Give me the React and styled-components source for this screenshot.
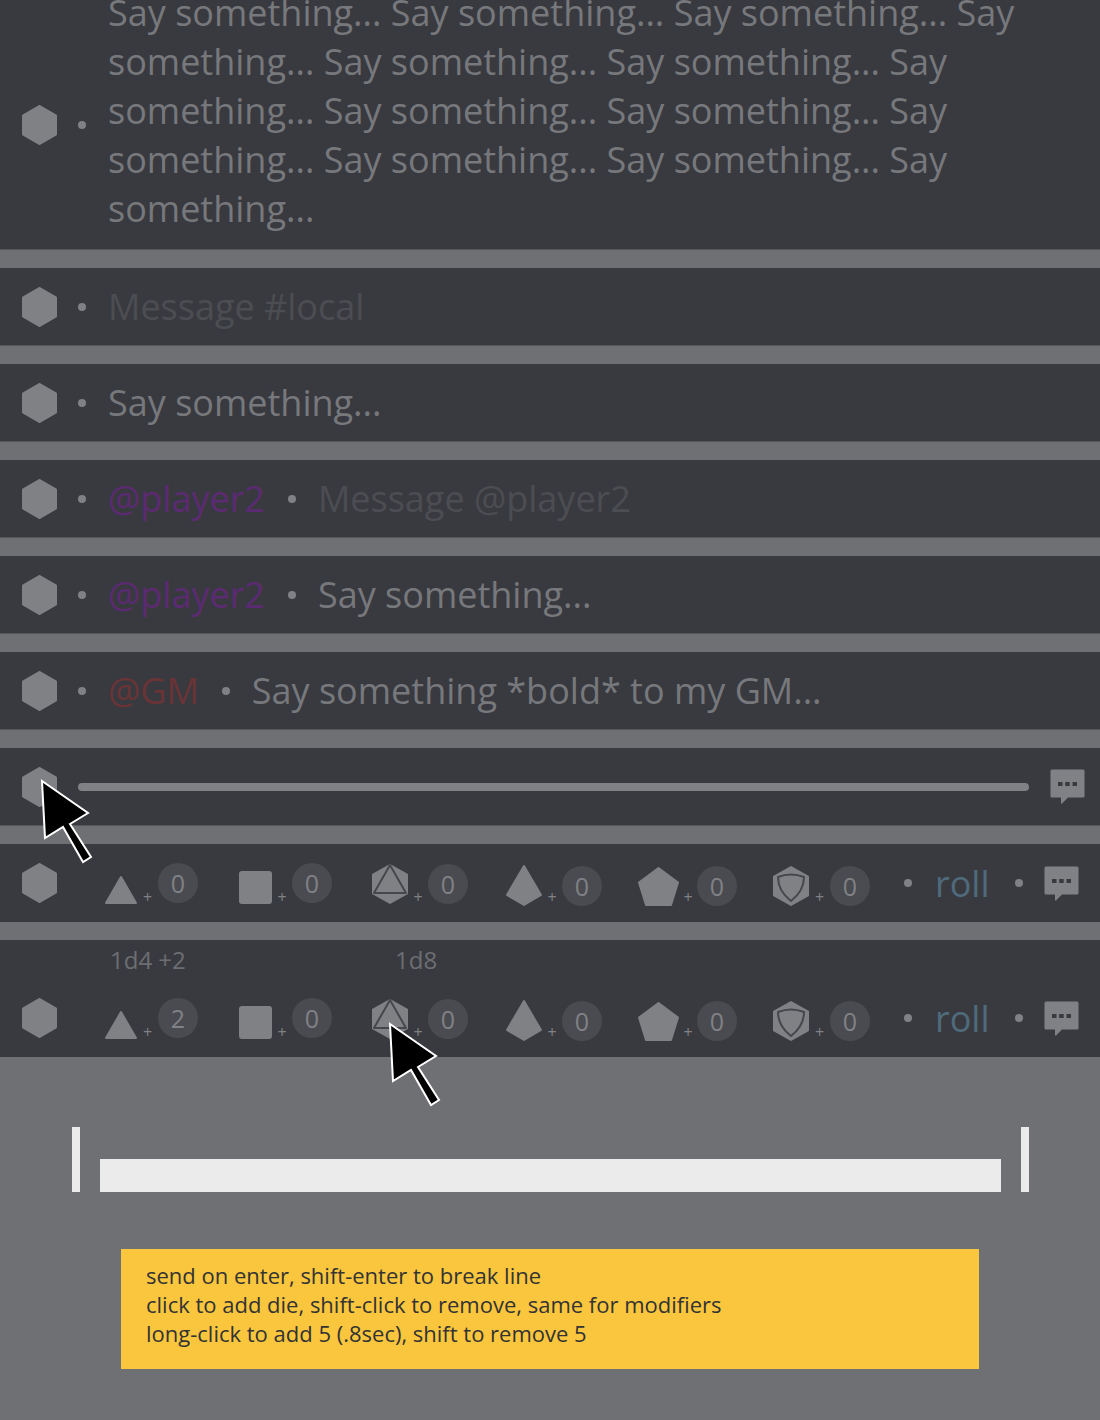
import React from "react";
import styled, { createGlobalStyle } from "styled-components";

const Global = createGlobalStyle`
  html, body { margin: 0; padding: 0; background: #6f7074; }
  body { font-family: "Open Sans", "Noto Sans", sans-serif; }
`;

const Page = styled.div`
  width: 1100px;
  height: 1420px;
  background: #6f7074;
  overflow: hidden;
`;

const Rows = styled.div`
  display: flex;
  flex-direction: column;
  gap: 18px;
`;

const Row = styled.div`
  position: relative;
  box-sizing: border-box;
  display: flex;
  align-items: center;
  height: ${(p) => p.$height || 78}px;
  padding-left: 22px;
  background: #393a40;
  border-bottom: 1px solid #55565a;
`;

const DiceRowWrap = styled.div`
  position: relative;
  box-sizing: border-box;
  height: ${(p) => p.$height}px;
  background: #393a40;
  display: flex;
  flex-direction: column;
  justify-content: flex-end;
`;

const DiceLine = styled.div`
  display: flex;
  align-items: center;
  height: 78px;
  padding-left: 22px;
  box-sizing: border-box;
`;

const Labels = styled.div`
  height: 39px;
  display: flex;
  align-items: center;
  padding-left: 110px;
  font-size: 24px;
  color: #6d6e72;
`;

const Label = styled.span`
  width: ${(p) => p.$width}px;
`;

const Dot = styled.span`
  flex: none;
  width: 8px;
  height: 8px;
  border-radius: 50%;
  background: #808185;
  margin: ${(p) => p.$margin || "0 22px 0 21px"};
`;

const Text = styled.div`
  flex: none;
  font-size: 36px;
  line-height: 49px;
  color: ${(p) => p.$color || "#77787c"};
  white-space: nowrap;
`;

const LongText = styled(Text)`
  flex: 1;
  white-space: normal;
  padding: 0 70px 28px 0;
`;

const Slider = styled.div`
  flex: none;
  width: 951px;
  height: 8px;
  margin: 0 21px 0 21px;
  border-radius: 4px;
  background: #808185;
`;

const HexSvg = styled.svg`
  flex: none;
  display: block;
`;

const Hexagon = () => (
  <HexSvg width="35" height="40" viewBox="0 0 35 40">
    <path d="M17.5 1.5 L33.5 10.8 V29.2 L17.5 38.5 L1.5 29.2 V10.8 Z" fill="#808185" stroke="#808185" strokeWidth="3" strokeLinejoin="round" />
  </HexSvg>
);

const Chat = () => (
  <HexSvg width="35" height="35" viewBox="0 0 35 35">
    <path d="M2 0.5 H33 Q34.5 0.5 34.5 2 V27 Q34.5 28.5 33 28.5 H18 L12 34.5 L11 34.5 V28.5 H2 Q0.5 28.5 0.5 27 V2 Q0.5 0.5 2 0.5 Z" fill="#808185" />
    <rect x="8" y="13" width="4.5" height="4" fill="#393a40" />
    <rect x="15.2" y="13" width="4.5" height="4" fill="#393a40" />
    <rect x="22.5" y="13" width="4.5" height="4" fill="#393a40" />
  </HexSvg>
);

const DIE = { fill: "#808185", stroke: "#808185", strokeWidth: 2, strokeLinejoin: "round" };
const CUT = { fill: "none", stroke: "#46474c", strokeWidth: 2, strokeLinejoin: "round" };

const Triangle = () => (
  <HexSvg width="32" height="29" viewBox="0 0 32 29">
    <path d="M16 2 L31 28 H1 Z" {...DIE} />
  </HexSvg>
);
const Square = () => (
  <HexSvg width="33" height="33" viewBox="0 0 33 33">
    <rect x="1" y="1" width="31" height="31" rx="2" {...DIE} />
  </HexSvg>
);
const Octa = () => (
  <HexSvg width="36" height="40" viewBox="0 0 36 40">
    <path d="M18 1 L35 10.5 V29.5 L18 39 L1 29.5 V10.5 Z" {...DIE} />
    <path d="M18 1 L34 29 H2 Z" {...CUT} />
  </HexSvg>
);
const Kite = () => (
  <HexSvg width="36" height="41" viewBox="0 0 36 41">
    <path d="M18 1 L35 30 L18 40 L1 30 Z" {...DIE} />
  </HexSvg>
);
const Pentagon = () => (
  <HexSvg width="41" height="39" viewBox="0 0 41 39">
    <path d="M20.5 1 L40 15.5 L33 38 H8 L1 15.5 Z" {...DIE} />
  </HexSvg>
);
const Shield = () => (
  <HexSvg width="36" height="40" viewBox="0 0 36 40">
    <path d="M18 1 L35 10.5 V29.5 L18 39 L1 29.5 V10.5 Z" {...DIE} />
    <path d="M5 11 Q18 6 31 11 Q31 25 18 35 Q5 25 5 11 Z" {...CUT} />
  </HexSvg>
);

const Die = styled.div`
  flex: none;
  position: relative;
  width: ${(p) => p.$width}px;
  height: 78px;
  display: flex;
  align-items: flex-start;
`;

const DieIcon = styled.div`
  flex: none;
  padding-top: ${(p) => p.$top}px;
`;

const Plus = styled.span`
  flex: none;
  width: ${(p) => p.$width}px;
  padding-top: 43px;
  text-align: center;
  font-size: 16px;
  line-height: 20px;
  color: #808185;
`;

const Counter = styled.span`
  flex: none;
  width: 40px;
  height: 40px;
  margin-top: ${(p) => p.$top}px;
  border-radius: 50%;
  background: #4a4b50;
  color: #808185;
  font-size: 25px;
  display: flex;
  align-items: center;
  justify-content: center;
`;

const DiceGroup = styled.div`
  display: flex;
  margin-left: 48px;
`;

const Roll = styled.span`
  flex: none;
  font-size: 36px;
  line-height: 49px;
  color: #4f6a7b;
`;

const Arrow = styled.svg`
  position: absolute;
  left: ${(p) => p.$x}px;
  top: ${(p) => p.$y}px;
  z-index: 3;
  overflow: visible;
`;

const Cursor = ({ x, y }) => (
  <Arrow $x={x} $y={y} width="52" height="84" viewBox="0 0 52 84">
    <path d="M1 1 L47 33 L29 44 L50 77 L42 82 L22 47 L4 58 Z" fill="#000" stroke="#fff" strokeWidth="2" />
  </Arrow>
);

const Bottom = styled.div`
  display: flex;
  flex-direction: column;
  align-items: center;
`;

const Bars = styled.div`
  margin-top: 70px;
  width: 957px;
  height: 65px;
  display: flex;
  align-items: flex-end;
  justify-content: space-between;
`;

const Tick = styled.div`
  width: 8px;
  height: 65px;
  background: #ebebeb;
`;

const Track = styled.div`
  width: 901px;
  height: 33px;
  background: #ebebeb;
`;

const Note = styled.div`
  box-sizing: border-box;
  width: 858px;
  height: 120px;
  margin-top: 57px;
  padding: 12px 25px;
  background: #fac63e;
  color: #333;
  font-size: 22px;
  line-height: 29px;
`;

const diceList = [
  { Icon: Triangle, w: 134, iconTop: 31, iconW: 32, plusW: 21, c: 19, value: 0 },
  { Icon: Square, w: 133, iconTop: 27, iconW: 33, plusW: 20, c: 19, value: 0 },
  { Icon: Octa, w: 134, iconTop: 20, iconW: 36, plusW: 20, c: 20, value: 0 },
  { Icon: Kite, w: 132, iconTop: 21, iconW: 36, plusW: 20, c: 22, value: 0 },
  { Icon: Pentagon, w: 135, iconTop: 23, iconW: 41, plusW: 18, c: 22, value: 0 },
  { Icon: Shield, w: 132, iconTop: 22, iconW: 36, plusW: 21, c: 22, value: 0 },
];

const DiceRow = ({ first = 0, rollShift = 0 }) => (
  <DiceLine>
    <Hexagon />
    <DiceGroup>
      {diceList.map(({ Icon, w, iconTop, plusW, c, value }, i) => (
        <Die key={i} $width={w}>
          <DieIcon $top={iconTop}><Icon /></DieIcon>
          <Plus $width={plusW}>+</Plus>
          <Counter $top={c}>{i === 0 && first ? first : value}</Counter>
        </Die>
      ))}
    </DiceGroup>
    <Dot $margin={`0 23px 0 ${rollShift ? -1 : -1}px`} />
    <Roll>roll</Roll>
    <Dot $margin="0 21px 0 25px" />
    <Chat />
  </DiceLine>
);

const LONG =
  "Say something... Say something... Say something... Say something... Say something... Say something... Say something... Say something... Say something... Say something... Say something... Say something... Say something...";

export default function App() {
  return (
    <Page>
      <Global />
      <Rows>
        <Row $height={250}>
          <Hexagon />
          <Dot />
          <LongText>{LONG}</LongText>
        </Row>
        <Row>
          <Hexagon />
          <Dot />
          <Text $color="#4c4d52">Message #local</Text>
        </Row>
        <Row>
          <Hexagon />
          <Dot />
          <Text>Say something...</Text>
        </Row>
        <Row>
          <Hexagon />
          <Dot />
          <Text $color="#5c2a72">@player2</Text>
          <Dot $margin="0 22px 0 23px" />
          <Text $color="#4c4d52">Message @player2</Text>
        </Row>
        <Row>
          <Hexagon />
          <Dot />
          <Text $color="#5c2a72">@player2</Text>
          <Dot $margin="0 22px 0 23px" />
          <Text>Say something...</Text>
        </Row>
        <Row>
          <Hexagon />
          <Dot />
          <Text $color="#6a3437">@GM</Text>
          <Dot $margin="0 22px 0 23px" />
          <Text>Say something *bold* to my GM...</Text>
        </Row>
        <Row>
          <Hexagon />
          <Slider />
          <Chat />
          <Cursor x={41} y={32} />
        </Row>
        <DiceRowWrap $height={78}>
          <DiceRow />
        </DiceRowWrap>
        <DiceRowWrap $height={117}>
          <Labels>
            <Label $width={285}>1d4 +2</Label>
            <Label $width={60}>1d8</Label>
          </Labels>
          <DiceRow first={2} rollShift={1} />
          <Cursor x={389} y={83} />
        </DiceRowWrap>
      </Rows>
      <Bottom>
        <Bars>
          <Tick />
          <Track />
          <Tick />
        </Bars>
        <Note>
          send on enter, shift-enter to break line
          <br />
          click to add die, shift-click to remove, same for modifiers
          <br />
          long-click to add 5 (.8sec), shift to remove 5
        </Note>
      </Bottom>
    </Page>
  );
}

==*==

> TASK DIRECTIONS
Scan the material above. Extract every line in which the word "React" occurs.

> FINAL RESULT
Give me the React and styled-components source for this screenshot.
import React from "react";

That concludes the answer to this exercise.